Data from the People’s Bank of China indicates that depository corporations lifted their holdings of foreign exchange to 5.49 trillion yuan (USD$812 billion) in October, for an increase of 383 billion since the start of the year.
The increase comes as the yuan posts its best performance against the greenback since 2011, as the US Dollar Index falters and the Chinese central bank permits greater fluctuation in the exchange rate.
Expanding foreign exchange stockpiles will improve the ability of banks to satisfy demand for both overseas currencies as well as the yuan in the event that PBOC pushes through with greater exchange rate flexibility.
Over the past several years Chinese banks have consistently increased their foreign exchange holdings irrespective of exchange rate shifts. In 2016 depository corporations added 843 trillion yuan to their holdings, as the yuan plunged 6.5% against the US dollar.

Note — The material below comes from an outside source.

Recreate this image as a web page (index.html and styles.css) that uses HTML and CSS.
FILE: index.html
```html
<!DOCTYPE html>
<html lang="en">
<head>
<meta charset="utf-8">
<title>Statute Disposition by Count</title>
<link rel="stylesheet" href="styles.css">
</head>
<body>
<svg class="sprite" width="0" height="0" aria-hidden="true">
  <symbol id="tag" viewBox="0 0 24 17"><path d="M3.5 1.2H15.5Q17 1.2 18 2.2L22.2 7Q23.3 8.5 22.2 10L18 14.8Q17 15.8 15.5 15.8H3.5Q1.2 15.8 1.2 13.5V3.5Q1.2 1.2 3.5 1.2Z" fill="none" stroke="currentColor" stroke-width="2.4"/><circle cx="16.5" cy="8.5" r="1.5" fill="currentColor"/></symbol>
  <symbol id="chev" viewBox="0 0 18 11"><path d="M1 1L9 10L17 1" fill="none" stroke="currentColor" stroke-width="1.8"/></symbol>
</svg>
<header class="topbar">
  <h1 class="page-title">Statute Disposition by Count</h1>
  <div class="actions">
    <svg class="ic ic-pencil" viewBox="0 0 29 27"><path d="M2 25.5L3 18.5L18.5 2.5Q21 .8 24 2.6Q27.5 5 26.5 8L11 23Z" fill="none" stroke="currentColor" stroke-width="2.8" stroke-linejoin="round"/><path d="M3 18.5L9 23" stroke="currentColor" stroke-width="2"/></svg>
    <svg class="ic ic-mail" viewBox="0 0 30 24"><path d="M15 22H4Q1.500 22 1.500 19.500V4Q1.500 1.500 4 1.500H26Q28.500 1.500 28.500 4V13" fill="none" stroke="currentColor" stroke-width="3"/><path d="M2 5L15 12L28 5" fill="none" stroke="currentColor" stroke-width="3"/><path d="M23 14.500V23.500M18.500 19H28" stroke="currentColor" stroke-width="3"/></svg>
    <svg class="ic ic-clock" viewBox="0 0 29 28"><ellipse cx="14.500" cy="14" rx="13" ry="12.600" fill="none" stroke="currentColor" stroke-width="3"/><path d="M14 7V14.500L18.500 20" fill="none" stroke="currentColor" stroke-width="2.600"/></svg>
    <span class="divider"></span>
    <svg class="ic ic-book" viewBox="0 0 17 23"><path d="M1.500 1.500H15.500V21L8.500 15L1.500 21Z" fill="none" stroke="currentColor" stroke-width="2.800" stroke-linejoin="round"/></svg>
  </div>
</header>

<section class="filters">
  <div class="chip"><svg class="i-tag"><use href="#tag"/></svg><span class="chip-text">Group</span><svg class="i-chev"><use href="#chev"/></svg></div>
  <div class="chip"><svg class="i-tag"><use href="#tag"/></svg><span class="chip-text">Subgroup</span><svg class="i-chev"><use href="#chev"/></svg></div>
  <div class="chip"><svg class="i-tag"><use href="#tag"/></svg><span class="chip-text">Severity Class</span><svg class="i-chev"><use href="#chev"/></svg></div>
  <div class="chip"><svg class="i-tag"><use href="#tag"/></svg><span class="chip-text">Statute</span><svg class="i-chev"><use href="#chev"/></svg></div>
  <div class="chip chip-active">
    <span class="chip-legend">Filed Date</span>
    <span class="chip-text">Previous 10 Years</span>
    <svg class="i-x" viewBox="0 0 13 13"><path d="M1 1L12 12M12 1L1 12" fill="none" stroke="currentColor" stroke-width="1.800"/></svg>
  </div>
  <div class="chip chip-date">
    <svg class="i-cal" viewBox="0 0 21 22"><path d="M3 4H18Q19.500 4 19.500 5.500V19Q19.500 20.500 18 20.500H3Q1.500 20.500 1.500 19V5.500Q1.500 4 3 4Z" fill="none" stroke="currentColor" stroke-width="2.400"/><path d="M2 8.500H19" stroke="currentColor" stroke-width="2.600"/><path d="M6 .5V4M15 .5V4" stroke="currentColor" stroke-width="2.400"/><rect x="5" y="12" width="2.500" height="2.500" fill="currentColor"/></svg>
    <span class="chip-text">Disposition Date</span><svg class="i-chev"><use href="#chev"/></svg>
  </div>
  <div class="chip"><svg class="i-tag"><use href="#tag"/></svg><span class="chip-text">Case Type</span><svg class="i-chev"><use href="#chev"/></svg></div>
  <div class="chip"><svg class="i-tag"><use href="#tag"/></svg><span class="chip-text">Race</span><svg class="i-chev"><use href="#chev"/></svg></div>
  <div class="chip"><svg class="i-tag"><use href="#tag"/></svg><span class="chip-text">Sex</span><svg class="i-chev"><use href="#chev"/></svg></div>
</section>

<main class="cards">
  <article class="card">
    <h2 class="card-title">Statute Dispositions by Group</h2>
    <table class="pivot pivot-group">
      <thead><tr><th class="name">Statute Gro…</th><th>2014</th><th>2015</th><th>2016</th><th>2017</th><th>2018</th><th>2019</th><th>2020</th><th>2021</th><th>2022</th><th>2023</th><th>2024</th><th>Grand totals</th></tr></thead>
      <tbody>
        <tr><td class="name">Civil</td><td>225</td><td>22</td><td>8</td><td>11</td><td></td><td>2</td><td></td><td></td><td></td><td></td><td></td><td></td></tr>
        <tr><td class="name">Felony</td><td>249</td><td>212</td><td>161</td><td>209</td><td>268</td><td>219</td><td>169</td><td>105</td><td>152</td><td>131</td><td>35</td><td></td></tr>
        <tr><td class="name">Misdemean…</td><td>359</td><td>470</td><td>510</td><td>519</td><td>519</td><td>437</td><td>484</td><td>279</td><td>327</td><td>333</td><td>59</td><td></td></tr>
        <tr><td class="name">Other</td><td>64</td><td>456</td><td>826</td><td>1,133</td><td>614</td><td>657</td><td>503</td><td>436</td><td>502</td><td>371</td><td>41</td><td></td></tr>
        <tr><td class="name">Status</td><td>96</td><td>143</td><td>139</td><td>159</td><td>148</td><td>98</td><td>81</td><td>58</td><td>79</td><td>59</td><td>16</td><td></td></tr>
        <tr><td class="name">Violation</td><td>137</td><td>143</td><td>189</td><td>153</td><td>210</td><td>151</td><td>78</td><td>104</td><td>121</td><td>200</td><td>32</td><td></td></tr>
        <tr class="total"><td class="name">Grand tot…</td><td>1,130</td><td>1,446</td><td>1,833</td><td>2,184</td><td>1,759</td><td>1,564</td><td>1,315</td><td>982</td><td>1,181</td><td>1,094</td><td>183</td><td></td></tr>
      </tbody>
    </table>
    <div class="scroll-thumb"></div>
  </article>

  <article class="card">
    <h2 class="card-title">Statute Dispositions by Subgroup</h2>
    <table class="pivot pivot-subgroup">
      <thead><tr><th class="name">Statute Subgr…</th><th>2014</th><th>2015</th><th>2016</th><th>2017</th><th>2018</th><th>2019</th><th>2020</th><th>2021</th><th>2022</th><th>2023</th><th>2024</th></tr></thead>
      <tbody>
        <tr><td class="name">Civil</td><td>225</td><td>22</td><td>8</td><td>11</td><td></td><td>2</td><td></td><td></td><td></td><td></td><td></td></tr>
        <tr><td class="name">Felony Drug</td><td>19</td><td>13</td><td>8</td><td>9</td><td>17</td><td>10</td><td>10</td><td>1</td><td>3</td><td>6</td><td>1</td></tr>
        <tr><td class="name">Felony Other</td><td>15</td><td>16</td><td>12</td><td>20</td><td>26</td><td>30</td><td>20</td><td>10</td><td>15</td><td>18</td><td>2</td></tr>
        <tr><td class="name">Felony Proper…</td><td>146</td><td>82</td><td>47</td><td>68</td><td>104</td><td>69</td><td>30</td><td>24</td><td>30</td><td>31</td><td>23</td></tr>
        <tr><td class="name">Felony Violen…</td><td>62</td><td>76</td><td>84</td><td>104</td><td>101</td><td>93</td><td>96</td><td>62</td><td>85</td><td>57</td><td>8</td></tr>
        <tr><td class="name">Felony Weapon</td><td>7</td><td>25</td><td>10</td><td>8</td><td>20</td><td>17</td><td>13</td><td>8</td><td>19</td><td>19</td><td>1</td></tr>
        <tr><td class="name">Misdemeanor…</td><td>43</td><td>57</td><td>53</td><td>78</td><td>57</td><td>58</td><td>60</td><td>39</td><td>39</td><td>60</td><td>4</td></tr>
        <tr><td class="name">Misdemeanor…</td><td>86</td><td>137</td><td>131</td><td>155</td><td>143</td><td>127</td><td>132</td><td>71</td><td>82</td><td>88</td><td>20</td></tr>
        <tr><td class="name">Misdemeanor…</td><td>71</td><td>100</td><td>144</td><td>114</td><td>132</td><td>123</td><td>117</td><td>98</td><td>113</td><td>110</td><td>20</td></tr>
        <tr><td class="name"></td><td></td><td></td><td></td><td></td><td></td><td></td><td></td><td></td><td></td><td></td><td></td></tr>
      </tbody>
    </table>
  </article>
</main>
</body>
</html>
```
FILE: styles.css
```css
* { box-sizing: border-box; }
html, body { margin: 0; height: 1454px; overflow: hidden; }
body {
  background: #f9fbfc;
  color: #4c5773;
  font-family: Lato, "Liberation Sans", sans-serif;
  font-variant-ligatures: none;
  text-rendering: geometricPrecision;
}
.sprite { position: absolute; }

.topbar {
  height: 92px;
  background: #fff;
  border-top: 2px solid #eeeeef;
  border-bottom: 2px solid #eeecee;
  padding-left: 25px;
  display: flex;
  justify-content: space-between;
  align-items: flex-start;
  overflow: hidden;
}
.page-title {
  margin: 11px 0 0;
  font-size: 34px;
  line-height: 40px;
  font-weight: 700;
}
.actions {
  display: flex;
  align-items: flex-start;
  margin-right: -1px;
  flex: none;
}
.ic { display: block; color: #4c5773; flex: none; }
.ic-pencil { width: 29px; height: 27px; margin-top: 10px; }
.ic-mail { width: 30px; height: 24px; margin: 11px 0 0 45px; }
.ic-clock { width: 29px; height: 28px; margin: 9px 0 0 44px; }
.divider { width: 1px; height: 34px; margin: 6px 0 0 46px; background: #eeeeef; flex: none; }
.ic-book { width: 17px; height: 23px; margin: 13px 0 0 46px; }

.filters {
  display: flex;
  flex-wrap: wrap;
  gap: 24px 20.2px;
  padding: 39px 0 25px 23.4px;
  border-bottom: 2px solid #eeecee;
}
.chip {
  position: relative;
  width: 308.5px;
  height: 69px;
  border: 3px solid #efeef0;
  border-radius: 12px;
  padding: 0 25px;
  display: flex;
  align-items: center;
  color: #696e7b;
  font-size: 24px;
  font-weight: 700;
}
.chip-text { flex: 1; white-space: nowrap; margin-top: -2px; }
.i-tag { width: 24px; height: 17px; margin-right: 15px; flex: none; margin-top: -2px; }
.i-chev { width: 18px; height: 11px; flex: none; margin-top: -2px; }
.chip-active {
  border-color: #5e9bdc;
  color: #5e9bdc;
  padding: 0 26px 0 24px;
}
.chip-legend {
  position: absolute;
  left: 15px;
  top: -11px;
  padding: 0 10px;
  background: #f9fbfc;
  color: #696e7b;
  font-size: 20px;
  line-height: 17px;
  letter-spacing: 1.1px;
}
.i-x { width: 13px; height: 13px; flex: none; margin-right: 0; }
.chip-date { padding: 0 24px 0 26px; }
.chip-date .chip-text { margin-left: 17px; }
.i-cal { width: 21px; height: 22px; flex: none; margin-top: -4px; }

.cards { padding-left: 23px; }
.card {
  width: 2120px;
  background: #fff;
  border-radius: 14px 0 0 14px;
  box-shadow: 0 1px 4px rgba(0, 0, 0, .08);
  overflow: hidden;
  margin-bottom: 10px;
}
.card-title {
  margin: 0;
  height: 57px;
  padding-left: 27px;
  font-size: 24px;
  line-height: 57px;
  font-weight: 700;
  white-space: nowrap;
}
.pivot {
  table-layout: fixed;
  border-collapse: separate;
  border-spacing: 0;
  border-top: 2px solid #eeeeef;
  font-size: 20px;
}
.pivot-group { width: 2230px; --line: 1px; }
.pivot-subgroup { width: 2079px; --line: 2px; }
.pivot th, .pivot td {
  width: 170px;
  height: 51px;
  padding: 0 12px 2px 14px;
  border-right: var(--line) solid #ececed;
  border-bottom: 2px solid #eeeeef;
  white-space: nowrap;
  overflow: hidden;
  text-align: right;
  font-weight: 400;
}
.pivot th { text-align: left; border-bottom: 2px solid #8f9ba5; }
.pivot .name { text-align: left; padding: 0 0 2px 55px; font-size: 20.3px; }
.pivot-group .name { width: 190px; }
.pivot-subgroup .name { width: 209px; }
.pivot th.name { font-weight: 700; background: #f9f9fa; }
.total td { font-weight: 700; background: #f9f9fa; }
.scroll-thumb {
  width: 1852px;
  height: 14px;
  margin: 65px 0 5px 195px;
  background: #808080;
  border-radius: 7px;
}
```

“It’s very necessary for the lenders to diversify their portfolios by holding a large amount of both the yuan and various overseas currencies,” said Shan Kun, head of local markets strategy in Shanghai at BNP Paribas to Bloomberg.
“If the yuan advances, they would buy more foreign-exchange at a lower cost; if the yuan drops, their foreign exchange hoard could make a profit.”
Outgoing central bank governor Zhou Xiaochuan recently flagged increased flexibility in future, hailing the benefits of yuan internationalisation in a recent People’s Daily opinion piece on the need for greater reform and opening of the Chinese financial sector.